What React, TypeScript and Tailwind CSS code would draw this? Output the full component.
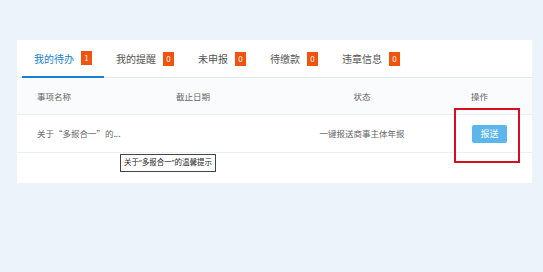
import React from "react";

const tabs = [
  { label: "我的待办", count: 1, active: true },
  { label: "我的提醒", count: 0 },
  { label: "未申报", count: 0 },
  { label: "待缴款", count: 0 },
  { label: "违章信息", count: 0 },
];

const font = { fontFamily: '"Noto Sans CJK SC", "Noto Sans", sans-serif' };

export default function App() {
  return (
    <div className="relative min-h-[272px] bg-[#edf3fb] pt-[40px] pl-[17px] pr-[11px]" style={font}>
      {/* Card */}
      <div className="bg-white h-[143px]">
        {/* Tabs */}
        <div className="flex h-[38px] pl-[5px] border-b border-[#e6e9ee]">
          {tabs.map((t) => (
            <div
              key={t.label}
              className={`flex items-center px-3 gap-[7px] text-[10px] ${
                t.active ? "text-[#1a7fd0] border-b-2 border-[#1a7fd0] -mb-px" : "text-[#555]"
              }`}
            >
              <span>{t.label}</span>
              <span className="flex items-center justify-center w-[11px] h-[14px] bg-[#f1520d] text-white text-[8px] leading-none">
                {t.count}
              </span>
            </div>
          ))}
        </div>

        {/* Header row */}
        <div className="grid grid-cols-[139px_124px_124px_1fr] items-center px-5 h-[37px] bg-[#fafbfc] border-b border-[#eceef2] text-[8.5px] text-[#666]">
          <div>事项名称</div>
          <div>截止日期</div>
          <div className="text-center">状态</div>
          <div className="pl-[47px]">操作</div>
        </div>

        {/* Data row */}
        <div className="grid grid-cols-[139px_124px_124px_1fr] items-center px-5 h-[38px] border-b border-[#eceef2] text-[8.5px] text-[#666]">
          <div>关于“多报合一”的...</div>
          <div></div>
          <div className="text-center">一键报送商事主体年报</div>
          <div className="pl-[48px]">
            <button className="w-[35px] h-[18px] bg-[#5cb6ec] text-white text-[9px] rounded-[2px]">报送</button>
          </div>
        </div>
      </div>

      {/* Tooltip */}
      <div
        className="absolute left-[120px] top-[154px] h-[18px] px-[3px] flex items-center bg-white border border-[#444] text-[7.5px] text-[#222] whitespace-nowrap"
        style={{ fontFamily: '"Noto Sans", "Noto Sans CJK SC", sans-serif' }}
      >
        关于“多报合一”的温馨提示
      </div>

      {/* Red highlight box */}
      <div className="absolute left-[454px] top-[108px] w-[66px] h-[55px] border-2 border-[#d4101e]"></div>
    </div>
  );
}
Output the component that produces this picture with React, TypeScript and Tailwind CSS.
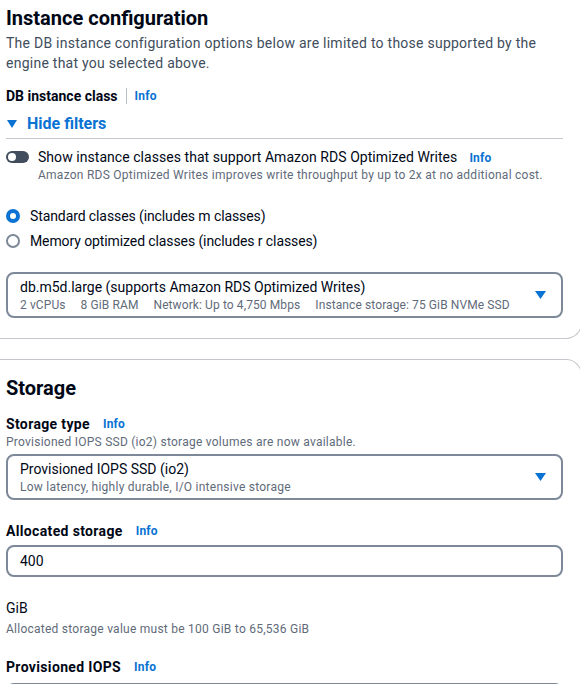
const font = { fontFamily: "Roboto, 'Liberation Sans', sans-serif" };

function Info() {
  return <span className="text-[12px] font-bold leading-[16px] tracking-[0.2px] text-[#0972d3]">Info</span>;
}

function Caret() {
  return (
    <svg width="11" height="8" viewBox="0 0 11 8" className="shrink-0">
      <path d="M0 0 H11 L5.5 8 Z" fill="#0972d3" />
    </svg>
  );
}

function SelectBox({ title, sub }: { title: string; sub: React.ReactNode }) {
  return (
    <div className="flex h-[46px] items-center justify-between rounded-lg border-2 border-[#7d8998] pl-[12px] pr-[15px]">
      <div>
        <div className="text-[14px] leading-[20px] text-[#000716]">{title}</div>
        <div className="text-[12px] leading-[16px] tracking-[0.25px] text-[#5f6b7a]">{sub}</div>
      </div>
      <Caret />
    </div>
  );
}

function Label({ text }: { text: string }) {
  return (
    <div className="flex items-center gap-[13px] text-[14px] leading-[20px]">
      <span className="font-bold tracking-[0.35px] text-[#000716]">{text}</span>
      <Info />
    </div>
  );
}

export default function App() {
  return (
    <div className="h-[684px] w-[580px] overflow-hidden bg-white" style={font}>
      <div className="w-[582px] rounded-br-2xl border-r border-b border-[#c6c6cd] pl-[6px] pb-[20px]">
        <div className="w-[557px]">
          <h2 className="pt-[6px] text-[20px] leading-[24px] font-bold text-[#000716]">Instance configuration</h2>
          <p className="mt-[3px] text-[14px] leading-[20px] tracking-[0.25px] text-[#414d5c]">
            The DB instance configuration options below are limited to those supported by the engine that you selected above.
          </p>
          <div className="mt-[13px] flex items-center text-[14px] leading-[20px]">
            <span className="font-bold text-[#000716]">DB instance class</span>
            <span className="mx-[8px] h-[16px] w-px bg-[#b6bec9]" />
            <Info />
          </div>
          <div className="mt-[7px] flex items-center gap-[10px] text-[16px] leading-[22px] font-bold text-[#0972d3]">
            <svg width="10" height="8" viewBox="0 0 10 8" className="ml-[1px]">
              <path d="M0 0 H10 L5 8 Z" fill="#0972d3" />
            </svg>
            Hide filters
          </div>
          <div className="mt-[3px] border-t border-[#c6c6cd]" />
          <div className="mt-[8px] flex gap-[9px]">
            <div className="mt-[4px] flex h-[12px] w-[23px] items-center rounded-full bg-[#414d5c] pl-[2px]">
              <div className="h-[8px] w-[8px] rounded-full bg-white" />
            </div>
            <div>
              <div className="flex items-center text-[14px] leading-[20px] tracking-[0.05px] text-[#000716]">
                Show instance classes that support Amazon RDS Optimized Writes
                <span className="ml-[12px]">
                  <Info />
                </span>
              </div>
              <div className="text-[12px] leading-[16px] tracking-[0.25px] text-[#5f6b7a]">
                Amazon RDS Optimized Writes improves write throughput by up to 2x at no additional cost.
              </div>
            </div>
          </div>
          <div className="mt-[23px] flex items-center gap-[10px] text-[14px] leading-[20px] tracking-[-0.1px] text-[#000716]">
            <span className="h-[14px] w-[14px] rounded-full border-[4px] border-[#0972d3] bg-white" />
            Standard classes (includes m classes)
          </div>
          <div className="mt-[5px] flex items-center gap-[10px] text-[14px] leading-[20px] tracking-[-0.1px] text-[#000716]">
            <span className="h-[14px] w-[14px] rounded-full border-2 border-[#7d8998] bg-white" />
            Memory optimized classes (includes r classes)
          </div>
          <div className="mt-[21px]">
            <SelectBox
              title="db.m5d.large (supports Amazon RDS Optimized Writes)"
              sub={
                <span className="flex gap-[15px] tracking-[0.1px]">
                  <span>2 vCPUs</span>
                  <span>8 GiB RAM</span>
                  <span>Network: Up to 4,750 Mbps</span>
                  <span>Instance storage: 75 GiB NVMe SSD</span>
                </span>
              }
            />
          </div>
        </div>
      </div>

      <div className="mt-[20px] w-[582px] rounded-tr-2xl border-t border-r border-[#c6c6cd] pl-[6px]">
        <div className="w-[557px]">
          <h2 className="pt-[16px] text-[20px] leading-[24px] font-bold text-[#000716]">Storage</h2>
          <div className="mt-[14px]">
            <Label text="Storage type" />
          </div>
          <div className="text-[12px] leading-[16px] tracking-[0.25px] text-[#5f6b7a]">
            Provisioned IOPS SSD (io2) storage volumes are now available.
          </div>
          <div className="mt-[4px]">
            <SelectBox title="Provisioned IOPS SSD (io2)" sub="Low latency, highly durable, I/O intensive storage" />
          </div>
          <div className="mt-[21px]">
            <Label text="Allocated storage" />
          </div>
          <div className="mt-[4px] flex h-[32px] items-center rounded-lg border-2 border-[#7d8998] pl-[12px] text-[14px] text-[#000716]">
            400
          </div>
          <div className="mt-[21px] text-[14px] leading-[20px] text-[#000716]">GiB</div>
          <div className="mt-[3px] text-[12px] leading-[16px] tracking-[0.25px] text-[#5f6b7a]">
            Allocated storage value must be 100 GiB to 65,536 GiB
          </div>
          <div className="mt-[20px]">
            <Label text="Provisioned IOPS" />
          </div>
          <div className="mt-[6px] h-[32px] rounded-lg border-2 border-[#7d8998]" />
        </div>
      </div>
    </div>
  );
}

* * * * * * * * *

- **TASK TO CARRY OUT**
Print out the lines exactly, skipping any picture.

- **THE ANSWER**
What React, TypeScript and Tailwind CSS code would draw this? Output the full component.
import React from "react";

const tabs = [
  { label: "我的待办", count: 1, active: true },
  { label: "我的提醒", count: 0 },
  { label: "未申报", count: 0 },
  { label: "待缴款", count: 0 },
  { label: "违章信息", count: 0 },
];

const font = { fontFamily: '"Noto Sans CJK SC", "Noto Sans", sans-serif' };

export default function App() {
  return (
    <div className="relative min-h-[272px] bg-[#edf3fb] pt-[40px] pl-[17px] pr-[11px]" style={font}>
      {/* Card */}
      <div className="bg-white h-[143px]">
        {/* Tabs */}
        <div className="flex h-[38px] pl-[5px] border-b border-[#e6e9ee]">
          {tabs.map((t) => (
            <div
              key={t.label}
              className={`flex items-center px-3 gap-[7px] text-[10px] ${
                t.active ? "text-[#1a7fd0] border-b-2 border-[#1a7fd0] -mb-px" : "text-[#555]"
              }`}
            >
              <span>{t.label}</span>
              <span className="flex items-center justify-center w-[11px] h-[14px] bg-[#f1520d] text-white text-[8px] leading-none">
                {t.count}
              </span>
            </div>
          ))}
        </div>

        {/* Header row */}
        <div className="grid grid-cols-[139px_124px_124px_1fr] items-center px-5 h-[37px] bg-[#fafbfc] border-b border-[#eceef2] text-[8.5px] text-[#666]">
          <div>事项名称</div>
          <div>截止日期</div>
          <div className="text-center">状态</div>
          <div className="pl-[47px]">操作</div>
        </div>

        {/* Data row */}
        <div className="grid grid-cols-[139px_124px_124px_1fr] items-center px-5 h-[38px] border-b border-[#eceef2] text-[8.5px] text-[#666]">
          <div>关于“多报合一”的...</div>
          <div></div>
          <div className="text-center">一键报送商事主体年报</div>
          <div className="pl-[48px]">
            <button className="w-[35px] h-[18px] bg-[#5cb6ec] text-white text-[9px] rounded-[2px]">报送</button>
          </div>
        </div>
      </div>

      {/* Tooltip */}
      <div
        className="absolute left-[120px] top-[154px] h-[18px] px-[3px] flex items-center bg-white border border-[#444] text-[7.5px] text-[#222] whitespace-nowrap"
        style={{ fontFamily: '"Noto Sans", "Noto Sans CJK SC", sans-serif' }}
      >
        关于“多报合一”的温馨提示
      </div>

      {/* Red highlight box */}
      <div className="absolute left-[454px] top-[108px] w-[66px] h-[55px] border-2 border-[#d4101e]"></div>
    </div>
  );
}
Output the component that produces this picture with React, TypeScript and Tailwind CSS.
const font = { fontFamily: "Roboto, 'Liberation Sans', sans-serif" };

function Info() {
  return <span className="text-[12px] font-bold leading-[16px] tracking-[0.2px] text-[#0972d3]">Info</span>;
}

function Caret() {
  return (
    <svg width="11" height="8" viewBox="0 0 11 8" className="shrink-0">
      <path d="M0 0 H11 L5.5 8 Z" fill="#0972d3" />
    </svg>
  );
}

function SelectBox({ title, sub }: { title: string; sub: React.ReactNode }) {
  return (
    <div className="flex h-[46px] items-center justify-between rounded-lg border-2 border-[#7d8998] pl-[12px] pr-[15px]">
      <div>
        <div className="text-[14px] leading-[20px] text-[#000716]">{title}</div>
        <div className="text-[12px] leading-[16px] tracking-[0.25px] text-[#5f6b7a]">{sub}</div>
      </div>
      <Caret />
    </div>
  );
}

function Label({ text }: { text: string }) {
  return (
    <div className="flex items-center gap-[13px] text-[14px] leading-[20px]">
      <span className="font-bold tracking-[0.35px] text-[#000716]">{text}</span>
      <Info />
    </div>
  );
}

export default function App() {
  return (
    <div className="h-[684px] w-[580px] overflow-hidden bg-white" style={font}>
      <div className="w-[582px] rounded-br-2xl border-r border-b border-[#c6c6cd] pl-[6px] pb-[20px]">
        <div className="w-[557px]">
          <h2 className="pt-[6px] text-[20px] leading-[24px] font-bold text-[#000716]">Instance configuration</h2>
          <p className="mt-[3px] text-[14px] leading-[20px] tracking-[0.25px] text-[#414d5c]">
            The DB instance configuration options below are limited to those supported by the engine that you selected above.
          </p>
          <div className="mt-[13px] flex items-center text-[14px] leading-[20px]">
            <span className="font-bold text-[#000716]">DB instance class</span>
            <span className="mx-[8px] h-[16px] w-px bg-[#b6bec9]" />
            <Info />
          </div>
          <div className="mt-[7px] flex items-center gap-[10px] text-[16px] leading-[22px] font-bold text-[#0972d3]">
            <svg width="10" height="8" viewBox="0 0 10 8" className="ml-[1px]">
              <path d="M0 0 H10 L5 8 Z" fill="#0972d3" />
            </svg>
            Hide filters
          </div>
          <div className="mt-[3px] border-t border-[#c6c6cd]" />
          <div className="mt-[8px] flex gap-[9px]">
            <div className="mt-[4px] flex h-[12px] w-[23px] items-center rounded-full bg-[#414d5c] pl-[2px]">
              <div className="h-[8px] w-[8px] rounded-full bg-white" />
            </div>
            <div>
              <div className="flex items-center text-[14px] leading-[20px] tracking-[0.05px] text-[#000716]">
                Show instance classes that support Amazon RDS Optimized Writes
                <span className="ml-[12px]">
                  <Info />
                </span>
              </div>
              <div className="text-[12px] leading-[16px] tracking-[0.25px] text-[#5f6b7a]">
                Amazon RDS Optimized Writes improves write throughput by up to 2x at no additional cost.
              </div>
            </div>
          </div>
          <div className="mt-[23px] flex items-center gap-[10px] text-[14px] leading-[20px] tracking-[-0.1px] text-[#000716]">
            <span className="h-[14px] w-[14px] rounded-full border-[4px] border-[#0972d3] bg-white" />
            Standard classes (includes m classes)
          </div>
          <div className="mt-[5px] flex items-center gap-[10px] text-[14px] leading-[20px] tracking-[-0.1px] text-[#000716]">
            <span className="h-[14px] w-[14px] rounded-full border-2 border-[#7d8998] bg-white" />
            Memory optimized classes (includes r classes)
          </div>
          <div className="mt-[21px]">
            <SelectBox
              title="db.m5d.large (supports Amazon RDS Optimized Writes)"
              sub={
                <span className="flex gap-[15px] tracking-[0.1px]">
                  <span>2 vCPUs</span>
                  <span>8 GiB RAM</span>
                  <span>Network: Up to 4,750 Mbps</span>
                  <span>Instance storage: 75 GiB NVMe SSD</span>
                </span>
              }
            />
          </div>
        </div>
      </div>

      <div className="mt-[20px] w-[582px] rounded-tr-2xl border-t border-r border-[#c6c6cd] pl-[6px]">
        <div className="w-[557px]">
          <h2 className="pt-[16px] text-[20px] leading-[24px] font-bold text-[#000716]">Storage</h2>
          <div className="mt-[14px]">
            <Label text="Storage type" />
          </div>
          <div className="text-[12px] leading-[16px] tracking-[0.25px] text-[#5f6b7a]">
            Provisioned IOPS SSD (io2) storage volumes are now available.
          </div>
          <div className="mt-[4px]">
            <SelectBox title="Provisioned IOPS SSD (io2)" sub="Low latency, highly durable, I/O intensive storage" />
          </div>
          <div className="mt-[21px]">
            <Label text="Allocated storage" />
          </div>
          <div className="mt-[4px] flex h-[32px] items-center rounded-lg border-2 border-[#7d8998] pl-[12px] text-[14px] text-[#000716]">
            400
          </div>
          <div className="mt-[21px] text-[14px] leading-[20px] text-[#000716]">GiB</div>
          <div className="mt-[3px] text-[12px] leading-[16px] tracking-[0.25px] text-[#5f6b7a]">
            Allocated storage value must be 100 GiB to 65,536 GiB
          </div>
          <div className="mt-[20px]">
            <Label text="Provisioned IOPS" />
          </div>
          <div className="mt-[6px] h-[32px] rounded-lg border-2 border-[#7d8998]" />
        </div>
      </div>
    </div>
  );
}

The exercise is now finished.